• _Your task_:
Tally how many lines hold the string "index". Your reply should be that number alone.

§ §

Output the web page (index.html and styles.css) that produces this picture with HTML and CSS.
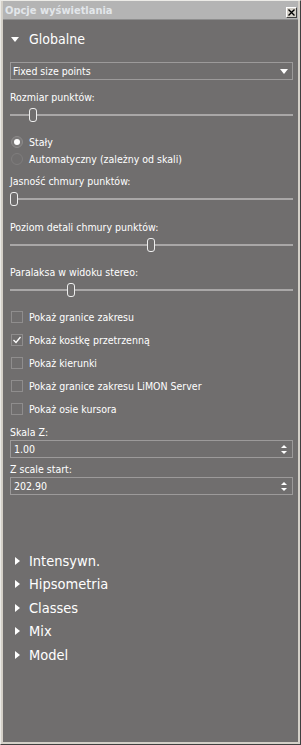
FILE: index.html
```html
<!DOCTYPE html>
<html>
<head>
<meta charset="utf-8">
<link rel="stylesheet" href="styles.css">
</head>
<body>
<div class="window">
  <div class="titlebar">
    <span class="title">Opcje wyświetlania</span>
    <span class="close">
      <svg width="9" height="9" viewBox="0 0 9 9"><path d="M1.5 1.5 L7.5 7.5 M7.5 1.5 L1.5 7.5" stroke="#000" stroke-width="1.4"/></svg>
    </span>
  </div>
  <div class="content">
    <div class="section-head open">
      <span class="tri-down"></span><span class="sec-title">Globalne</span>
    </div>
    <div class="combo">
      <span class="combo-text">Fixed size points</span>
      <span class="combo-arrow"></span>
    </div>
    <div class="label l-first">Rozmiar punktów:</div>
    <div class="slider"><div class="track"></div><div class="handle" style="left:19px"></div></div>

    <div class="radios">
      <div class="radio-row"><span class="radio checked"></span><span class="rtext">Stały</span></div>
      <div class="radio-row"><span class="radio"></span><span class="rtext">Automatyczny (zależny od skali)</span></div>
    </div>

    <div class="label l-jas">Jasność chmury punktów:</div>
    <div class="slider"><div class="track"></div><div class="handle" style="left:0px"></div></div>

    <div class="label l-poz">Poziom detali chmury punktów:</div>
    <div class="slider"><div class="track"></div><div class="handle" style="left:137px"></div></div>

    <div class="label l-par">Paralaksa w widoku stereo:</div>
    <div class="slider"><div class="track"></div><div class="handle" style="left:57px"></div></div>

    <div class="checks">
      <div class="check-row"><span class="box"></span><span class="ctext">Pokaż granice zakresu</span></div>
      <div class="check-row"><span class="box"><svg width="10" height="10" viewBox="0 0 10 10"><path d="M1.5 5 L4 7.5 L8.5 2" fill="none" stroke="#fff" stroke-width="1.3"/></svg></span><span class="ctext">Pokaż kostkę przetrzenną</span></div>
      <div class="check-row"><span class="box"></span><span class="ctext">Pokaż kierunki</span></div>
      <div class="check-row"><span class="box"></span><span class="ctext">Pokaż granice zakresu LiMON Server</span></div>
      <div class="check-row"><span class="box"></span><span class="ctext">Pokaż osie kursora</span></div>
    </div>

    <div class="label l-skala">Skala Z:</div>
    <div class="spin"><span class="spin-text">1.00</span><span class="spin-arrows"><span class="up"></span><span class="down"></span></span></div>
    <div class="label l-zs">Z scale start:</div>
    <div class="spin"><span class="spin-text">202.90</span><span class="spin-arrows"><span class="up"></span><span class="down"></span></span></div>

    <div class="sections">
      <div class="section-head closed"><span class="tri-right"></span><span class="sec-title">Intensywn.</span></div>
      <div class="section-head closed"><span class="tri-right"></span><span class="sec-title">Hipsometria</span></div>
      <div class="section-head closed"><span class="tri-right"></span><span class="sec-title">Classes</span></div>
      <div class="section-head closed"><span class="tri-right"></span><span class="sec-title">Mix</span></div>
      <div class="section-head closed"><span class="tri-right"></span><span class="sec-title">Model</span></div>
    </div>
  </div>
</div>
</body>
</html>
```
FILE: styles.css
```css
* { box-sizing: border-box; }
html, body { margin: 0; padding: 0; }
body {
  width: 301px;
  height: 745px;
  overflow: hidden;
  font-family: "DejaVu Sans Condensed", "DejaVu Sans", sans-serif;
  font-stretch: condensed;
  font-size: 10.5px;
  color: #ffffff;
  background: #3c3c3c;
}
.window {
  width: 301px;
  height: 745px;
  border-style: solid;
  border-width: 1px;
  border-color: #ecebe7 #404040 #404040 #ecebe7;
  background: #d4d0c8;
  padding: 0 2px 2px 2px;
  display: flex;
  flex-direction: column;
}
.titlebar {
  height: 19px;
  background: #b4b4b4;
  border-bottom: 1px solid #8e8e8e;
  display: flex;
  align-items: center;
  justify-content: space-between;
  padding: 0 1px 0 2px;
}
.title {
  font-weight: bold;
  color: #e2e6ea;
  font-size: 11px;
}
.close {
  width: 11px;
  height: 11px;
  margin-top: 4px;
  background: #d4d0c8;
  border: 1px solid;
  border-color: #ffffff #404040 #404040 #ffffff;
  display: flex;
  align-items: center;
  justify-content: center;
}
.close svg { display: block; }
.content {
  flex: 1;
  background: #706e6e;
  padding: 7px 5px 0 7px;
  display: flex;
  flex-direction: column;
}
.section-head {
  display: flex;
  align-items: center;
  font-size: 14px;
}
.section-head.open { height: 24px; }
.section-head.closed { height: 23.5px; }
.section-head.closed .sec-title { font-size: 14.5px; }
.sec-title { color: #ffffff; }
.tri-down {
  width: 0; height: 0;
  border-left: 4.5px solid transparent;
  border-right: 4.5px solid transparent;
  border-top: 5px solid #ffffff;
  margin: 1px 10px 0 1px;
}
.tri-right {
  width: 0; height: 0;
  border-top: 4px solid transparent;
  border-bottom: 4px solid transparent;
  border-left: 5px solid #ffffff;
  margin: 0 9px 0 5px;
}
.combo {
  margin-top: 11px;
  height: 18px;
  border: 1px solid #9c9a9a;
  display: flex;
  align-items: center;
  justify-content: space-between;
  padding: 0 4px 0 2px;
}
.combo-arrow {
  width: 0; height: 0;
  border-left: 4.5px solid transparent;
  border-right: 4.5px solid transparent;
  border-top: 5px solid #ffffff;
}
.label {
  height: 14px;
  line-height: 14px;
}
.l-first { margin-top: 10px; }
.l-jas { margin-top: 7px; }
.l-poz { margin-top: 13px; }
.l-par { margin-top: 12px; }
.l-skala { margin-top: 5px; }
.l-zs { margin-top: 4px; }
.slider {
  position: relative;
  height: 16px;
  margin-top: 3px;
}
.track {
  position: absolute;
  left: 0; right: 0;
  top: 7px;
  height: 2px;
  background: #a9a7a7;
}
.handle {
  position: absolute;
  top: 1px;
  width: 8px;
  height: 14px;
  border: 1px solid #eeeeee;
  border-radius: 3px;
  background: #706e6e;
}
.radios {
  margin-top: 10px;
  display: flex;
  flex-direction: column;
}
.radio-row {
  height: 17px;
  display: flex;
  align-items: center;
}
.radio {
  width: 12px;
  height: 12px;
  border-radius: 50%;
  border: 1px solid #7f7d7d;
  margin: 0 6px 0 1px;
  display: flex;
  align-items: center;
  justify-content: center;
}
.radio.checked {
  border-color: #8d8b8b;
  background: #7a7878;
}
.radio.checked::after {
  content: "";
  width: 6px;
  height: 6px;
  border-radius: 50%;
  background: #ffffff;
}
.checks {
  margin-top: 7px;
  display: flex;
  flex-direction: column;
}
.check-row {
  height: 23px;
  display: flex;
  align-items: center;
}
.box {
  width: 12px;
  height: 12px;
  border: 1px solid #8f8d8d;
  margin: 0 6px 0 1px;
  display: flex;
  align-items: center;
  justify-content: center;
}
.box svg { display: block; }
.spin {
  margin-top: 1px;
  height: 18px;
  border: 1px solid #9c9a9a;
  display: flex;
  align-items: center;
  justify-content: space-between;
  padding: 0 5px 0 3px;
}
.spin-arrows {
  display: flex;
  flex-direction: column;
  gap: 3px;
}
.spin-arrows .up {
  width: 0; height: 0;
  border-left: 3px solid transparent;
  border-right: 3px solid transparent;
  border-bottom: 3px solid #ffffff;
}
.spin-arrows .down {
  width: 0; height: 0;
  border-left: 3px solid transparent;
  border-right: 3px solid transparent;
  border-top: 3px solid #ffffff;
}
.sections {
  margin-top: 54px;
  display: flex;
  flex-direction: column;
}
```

§ §

• _Problem solution_:
2